Problem to work on: Look for the string "document" and copy every line that has it.

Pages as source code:

##########

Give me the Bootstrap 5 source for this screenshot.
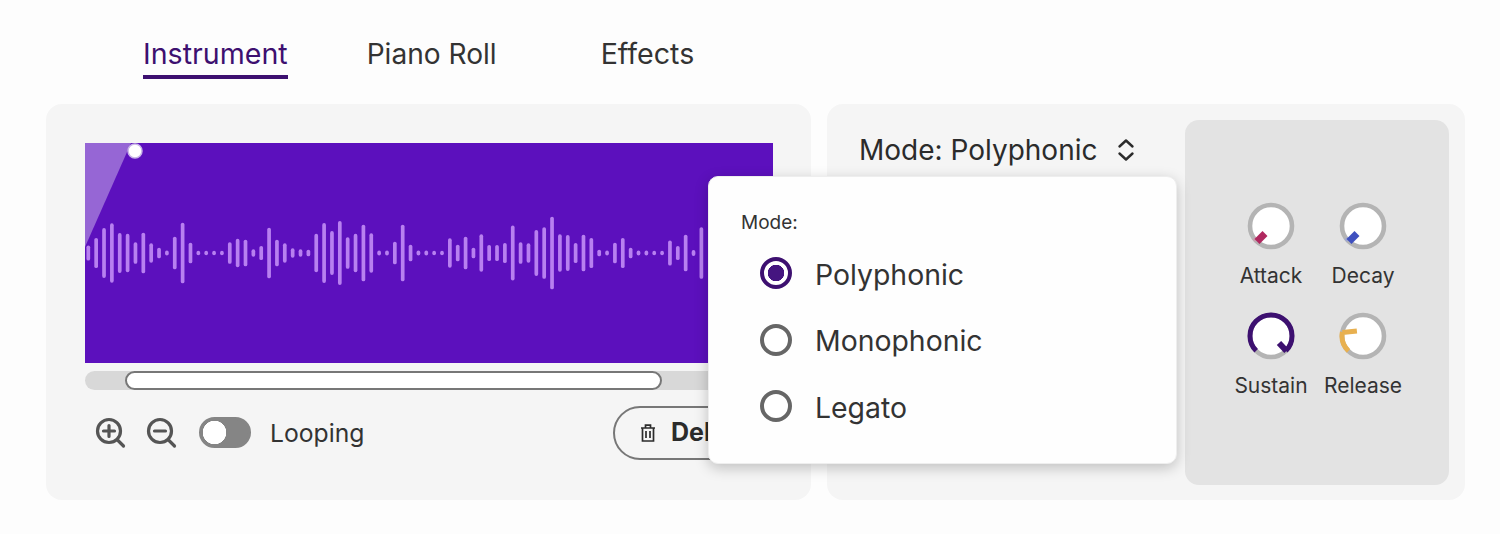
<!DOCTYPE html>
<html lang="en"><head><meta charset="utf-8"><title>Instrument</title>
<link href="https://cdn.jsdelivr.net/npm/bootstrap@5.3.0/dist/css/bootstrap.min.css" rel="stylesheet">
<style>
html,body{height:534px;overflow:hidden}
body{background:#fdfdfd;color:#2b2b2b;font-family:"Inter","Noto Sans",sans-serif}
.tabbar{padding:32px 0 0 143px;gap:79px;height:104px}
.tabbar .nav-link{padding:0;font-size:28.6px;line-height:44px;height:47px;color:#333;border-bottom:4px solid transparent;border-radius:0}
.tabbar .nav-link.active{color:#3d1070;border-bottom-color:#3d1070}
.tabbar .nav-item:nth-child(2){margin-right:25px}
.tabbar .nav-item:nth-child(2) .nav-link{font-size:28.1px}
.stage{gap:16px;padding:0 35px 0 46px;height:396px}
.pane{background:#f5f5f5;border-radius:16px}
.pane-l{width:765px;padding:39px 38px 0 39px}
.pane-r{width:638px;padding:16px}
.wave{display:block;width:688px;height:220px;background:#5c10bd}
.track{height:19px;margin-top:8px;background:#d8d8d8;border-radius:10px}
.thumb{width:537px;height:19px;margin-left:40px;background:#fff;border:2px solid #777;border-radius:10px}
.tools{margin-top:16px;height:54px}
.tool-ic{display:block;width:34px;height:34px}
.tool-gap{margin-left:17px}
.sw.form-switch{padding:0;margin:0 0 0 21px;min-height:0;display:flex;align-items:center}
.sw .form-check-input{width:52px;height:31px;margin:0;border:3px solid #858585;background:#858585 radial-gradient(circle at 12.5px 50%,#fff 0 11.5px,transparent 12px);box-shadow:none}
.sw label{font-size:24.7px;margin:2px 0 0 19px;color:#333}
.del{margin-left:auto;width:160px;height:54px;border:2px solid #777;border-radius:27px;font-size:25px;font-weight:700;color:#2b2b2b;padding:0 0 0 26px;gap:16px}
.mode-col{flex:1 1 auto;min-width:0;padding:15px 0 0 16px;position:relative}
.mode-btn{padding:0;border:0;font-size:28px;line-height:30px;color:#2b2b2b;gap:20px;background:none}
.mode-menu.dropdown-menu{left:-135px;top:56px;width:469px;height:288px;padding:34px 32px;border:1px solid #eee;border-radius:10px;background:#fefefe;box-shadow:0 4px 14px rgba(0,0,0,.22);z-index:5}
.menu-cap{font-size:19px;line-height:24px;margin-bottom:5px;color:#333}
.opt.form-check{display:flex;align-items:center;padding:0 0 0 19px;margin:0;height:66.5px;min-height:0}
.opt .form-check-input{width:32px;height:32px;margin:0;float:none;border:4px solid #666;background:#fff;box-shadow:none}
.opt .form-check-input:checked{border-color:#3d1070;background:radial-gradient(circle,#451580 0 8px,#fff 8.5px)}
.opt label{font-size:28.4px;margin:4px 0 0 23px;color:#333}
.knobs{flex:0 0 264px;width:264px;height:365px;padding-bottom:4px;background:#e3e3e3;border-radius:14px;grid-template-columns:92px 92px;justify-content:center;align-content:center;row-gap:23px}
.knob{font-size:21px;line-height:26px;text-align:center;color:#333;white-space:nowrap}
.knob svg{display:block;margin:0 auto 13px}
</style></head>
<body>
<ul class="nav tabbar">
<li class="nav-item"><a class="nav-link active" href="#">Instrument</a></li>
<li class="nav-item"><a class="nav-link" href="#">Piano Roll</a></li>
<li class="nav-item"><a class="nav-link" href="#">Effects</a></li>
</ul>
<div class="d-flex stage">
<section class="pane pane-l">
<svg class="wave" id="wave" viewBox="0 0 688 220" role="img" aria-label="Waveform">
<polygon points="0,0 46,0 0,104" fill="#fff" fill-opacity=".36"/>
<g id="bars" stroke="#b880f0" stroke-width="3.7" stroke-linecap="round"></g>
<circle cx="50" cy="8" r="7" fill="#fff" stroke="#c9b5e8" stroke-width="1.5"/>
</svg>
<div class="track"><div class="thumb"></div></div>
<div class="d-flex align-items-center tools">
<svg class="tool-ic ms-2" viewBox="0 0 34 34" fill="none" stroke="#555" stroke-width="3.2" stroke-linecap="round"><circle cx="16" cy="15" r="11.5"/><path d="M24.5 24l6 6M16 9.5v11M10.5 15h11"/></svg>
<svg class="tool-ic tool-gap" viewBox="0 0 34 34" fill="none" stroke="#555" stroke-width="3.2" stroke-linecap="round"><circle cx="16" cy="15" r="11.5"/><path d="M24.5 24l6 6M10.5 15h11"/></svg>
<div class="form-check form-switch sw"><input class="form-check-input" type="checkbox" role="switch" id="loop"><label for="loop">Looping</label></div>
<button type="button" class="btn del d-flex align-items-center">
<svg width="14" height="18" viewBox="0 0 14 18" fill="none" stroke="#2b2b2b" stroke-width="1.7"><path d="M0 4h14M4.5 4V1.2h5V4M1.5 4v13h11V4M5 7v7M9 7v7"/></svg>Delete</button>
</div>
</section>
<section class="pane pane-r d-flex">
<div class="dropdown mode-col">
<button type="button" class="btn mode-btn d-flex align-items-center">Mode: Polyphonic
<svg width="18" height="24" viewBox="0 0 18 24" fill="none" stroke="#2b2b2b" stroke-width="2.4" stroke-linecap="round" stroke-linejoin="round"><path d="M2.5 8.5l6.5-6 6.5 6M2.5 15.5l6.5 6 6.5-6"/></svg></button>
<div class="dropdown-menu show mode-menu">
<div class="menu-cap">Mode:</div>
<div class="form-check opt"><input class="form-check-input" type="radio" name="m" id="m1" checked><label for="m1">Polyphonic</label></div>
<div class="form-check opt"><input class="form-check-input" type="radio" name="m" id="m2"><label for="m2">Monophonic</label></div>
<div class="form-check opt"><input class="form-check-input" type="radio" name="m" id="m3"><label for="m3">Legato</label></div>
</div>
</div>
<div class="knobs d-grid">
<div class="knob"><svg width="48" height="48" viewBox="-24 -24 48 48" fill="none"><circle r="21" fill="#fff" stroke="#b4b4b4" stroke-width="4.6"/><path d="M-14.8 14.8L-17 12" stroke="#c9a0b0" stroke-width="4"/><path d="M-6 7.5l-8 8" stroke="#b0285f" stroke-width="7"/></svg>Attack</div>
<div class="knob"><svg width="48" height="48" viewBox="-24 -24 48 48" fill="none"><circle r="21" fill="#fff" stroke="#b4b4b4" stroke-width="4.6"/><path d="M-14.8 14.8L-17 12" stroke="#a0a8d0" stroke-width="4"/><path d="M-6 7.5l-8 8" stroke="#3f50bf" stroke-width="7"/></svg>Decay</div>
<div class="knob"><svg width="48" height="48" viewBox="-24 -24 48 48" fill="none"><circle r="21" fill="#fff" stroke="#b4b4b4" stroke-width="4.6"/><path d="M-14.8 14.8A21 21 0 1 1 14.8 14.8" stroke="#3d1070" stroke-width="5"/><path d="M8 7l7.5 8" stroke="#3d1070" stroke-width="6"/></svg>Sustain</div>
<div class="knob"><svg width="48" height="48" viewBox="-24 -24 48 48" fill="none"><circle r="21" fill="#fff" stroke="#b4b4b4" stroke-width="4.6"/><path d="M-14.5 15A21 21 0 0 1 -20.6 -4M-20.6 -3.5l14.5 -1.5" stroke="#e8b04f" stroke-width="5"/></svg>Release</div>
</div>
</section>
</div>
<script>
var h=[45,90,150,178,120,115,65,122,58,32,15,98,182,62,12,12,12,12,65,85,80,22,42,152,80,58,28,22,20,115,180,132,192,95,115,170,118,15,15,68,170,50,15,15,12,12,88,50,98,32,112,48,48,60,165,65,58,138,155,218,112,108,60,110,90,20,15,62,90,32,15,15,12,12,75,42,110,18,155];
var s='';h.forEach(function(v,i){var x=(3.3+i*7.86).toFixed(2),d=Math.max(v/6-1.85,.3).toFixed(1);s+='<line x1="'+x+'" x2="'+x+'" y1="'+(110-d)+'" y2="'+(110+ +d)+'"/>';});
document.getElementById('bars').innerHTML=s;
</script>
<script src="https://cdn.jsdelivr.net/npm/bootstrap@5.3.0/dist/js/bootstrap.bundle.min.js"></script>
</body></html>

##########

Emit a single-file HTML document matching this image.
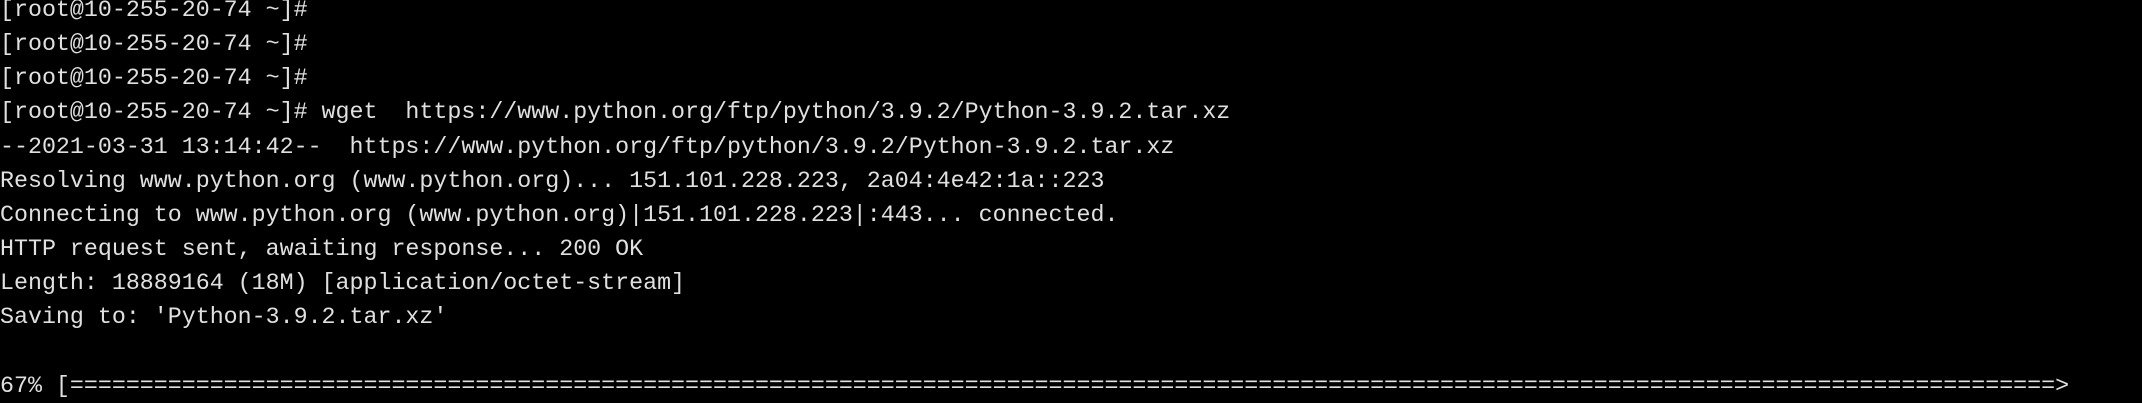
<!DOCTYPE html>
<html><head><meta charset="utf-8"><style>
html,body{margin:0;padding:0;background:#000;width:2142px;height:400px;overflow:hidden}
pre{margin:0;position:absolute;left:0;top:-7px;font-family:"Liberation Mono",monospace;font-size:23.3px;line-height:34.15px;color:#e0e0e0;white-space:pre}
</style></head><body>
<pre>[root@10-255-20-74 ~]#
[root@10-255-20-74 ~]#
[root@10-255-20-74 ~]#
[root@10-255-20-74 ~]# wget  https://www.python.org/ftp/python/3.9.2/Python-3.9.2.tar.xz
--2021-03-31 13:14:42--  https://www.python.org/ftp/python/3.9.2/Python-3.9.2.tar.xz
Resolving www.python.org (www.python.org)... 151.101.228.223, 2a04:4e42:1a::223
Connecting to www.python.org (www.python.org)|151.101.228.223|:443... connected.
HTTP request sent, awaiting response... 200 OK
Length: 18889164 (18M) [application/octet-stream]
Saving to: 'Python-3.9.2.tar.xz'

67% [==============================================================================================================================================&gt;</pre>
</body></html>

##########

Finished exercise:
document.getElementById('bars').innerHTML=s;
Emit a single-file HTML document matching this image.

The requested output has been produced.